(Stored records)
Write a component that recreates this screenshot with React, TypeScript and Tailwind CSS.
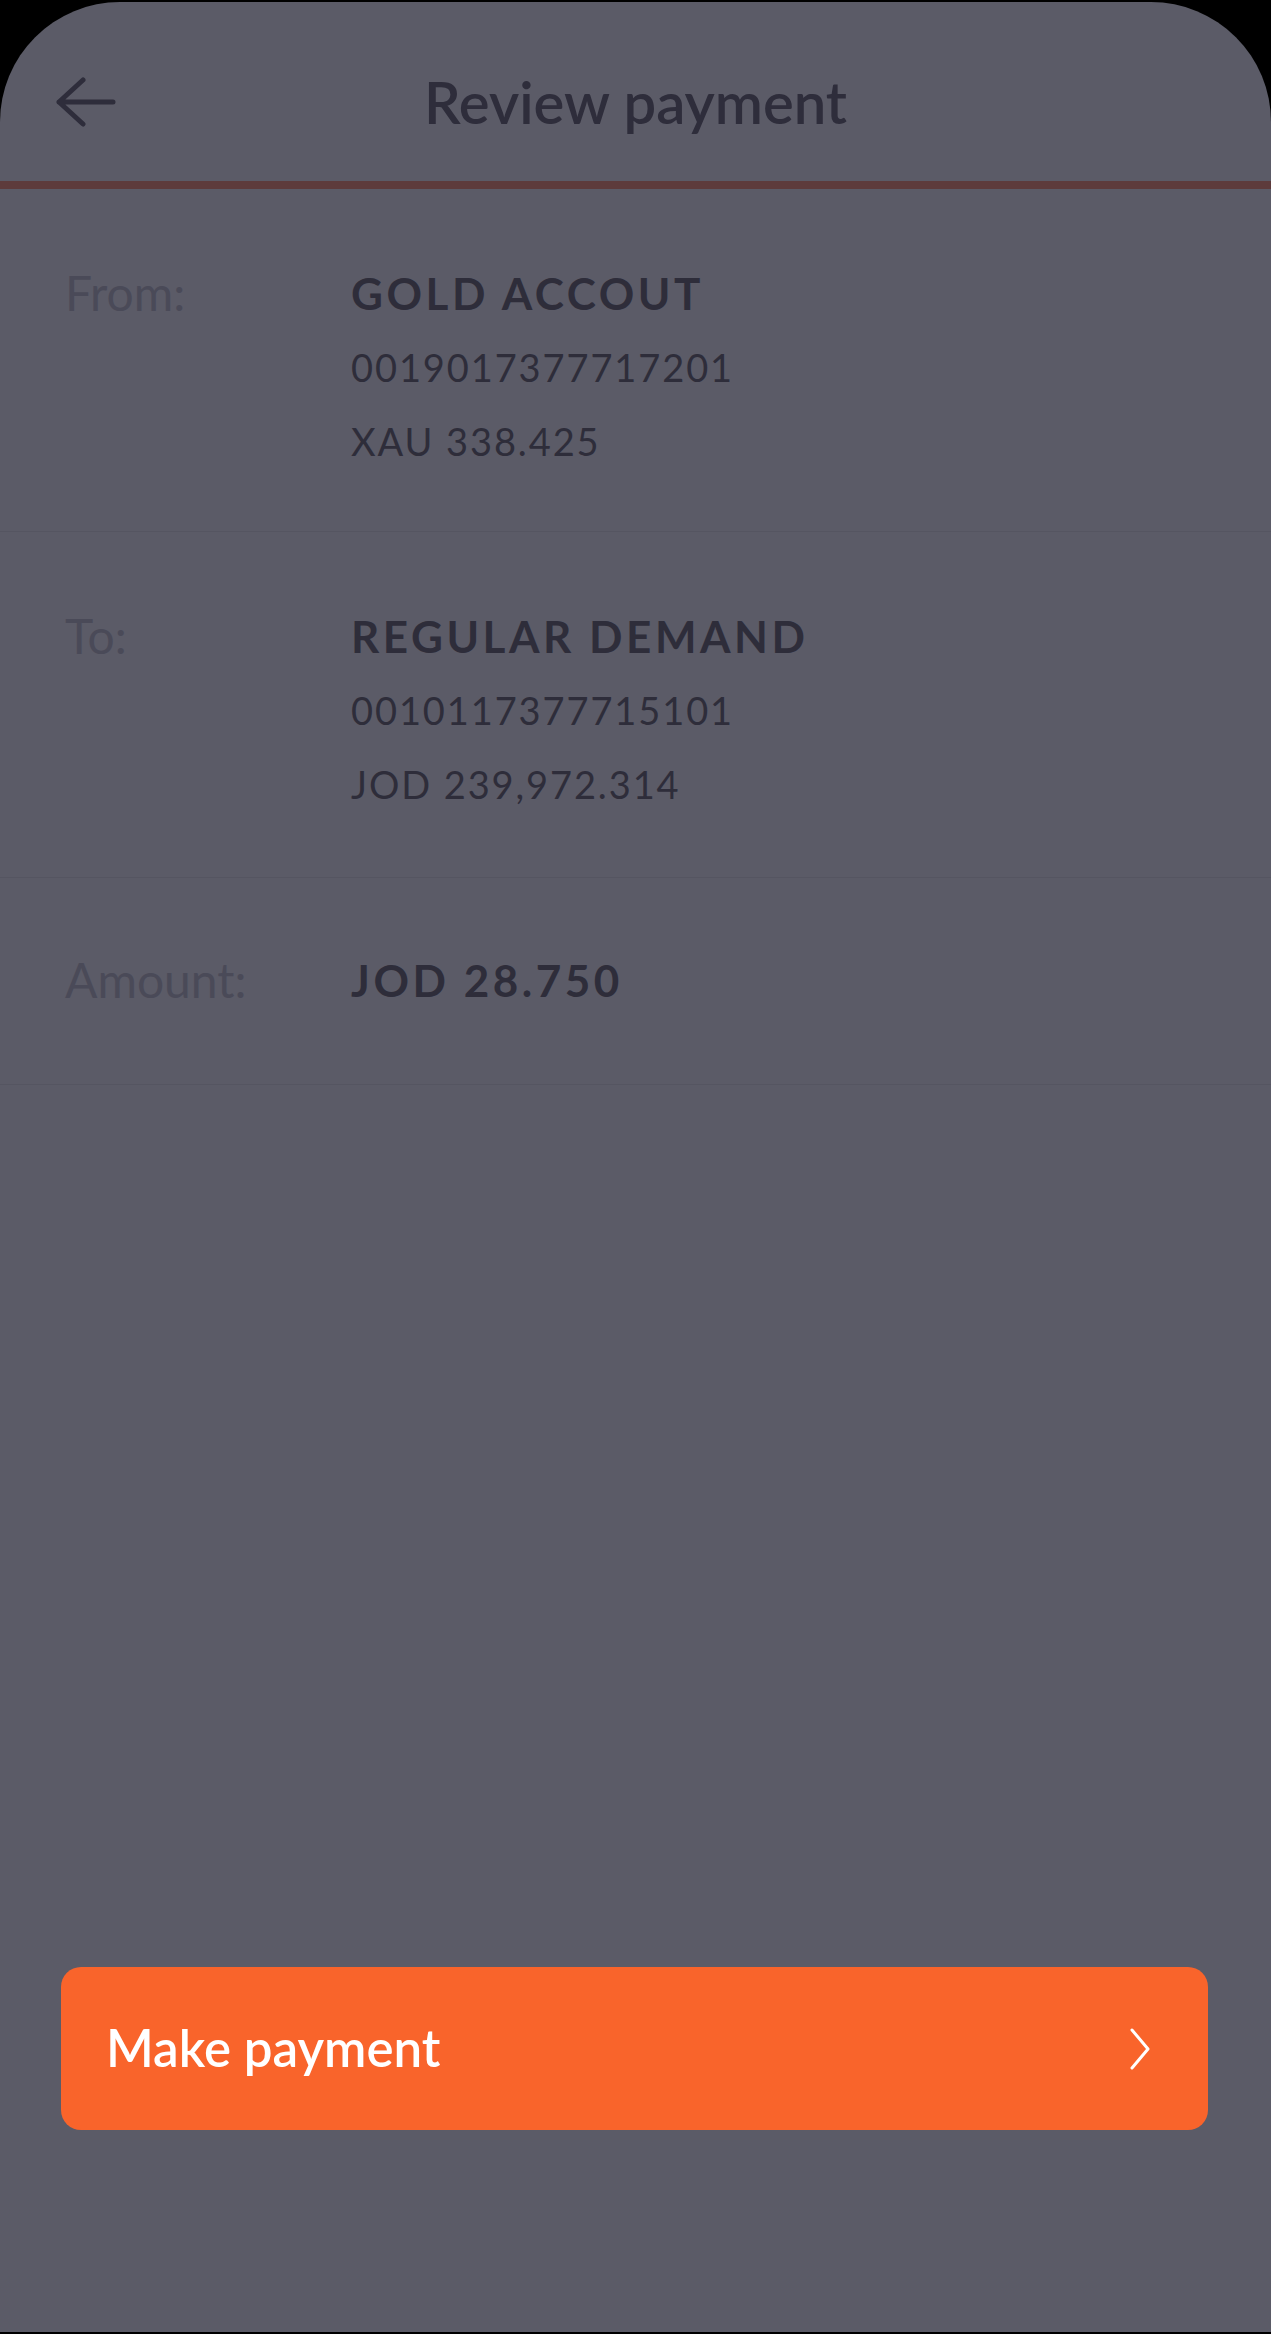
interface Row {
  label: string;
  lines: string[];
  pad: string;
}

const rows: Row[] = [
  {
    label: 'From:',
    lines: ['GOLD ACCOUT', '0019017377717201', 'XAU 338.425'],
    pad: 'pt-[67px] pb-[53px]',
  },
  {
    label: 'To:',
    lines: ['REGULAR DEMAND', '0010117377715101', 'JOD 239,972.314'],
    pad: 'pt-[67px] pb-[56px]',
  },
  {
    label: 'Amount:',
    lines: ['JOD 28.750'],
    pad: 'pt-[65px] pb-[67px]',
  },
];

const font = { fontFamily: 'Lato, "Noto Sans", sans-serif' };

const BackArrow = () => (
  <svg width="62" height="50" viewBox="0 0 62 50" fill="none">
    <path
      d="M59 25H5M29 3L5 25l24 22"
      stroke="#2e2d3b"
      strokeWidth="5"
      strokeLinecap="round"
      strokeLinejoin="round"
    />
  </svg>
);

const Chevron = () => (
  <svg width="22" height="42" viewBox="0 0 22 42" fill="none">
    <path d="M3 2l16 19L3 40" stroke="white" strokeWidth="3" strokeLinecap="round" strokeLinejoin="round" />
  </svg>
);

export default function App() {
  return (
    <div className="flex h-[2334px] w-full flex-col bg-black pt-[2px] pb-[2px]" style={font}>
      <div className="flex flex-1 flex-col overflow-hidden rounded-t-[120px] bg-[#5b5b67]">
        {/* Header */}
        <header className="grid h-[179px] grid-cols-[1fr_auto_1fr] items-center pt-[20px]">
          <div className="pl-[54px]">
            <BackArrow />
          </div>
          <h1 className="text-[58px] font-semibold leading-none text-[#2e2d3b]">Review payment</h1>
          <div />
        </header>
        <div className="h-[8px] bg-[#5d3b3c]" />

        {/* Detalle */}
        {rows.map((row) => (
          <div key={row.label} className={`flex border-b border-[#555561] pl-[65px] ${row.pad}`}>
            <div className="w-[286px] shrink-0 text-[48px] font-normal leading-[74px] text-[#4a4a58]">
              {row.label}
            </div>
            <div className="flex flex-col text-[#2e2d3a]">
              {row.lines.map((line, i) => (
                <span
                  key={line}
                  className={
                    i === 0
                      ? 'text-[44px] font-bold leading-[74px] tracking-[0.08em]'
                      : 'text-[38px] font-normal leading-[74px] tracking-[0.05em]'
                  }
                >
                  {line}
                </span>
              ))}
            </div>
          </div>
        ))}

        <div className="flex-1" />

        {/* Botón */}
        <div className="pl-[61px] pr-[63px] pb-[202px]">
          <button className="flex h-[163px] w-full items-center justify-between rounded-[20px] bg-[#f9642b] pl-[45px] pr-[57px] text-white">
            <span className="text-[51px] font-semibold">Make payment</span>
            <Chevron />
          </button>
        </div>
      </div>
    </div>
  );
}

---

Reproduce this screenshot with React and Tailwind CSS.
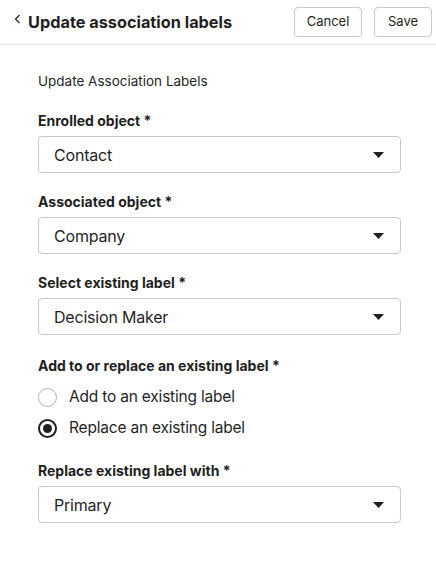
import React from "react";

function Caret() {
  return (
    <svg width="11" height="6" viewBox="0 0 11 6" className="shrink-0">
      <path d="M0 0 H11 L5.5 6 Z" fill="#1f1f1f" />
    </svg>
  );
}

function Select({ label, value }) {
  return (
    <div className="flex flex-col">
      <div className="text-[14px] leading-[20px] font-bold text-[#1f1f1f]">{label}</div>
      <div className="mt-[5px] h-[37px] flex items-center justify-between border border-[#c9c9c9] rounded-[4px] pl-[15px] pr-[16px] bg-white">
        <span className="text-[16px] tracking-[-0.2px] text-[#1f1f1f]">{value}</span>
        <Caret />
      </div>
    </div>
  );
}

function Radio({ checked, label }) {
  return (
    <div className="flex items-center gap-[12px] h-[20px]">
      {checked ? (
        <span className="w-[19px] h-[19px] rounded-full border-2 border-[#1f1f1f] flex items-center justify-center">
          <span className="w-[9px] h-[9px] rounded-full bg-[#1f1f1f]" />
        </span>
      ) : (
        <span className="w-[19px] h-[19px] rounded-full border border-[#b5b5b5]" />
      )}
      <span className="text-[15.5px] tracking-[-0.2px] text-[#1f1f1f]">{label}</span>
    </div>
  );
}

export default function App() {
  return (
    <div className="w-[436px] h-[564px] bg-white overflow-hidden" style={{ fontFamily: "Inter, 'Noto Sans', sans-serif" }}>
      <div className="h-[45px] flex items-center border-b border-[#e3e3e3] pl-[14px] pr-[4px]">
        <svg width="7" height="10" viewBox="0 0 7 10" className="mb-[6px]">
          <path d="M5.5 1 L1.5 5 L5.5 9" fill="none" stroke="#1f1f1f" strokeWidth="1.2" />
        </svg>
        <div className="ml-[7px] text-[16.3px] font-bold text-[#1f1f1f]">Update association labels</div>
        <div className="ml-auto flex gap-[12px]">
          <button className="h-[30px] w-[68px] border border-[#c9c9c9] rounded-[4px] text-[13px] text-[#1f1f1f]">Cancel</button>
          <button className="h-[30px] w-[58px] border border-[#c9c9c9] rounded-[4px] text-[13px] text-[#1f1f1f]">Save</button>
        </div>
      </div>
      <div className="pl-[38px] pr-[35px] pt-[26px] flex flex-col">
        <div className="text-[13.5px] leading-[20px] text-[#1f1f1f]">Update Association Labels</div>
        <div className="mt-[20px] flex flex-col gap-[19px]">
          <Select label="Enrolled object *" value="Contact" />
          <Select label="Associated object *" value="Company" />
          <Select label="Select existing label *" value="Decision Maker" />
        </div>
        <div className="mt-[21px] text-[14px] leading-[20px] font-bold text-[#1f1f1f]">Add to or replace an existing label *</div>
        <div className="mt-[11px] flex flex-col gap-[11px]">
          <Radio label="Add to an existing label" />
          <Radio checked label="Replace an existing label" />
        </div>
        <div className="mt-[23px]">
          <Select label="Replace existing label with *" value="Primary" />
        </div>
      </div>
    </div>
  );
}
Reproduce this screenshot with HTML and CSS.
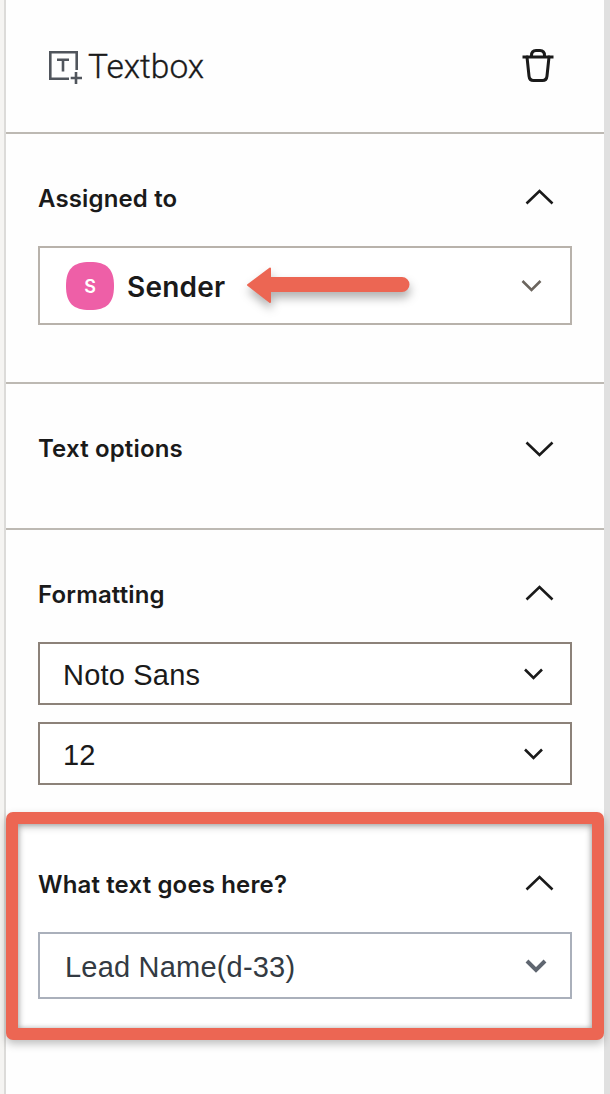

- _Exercise task_: Check each line above for the string "Reproduce", then copy the ones that have it.

- _Finished answer_:
Reproduce this screenshot with React and Tailwind CSS.
Reproduce this screenshot with HTML and CSS.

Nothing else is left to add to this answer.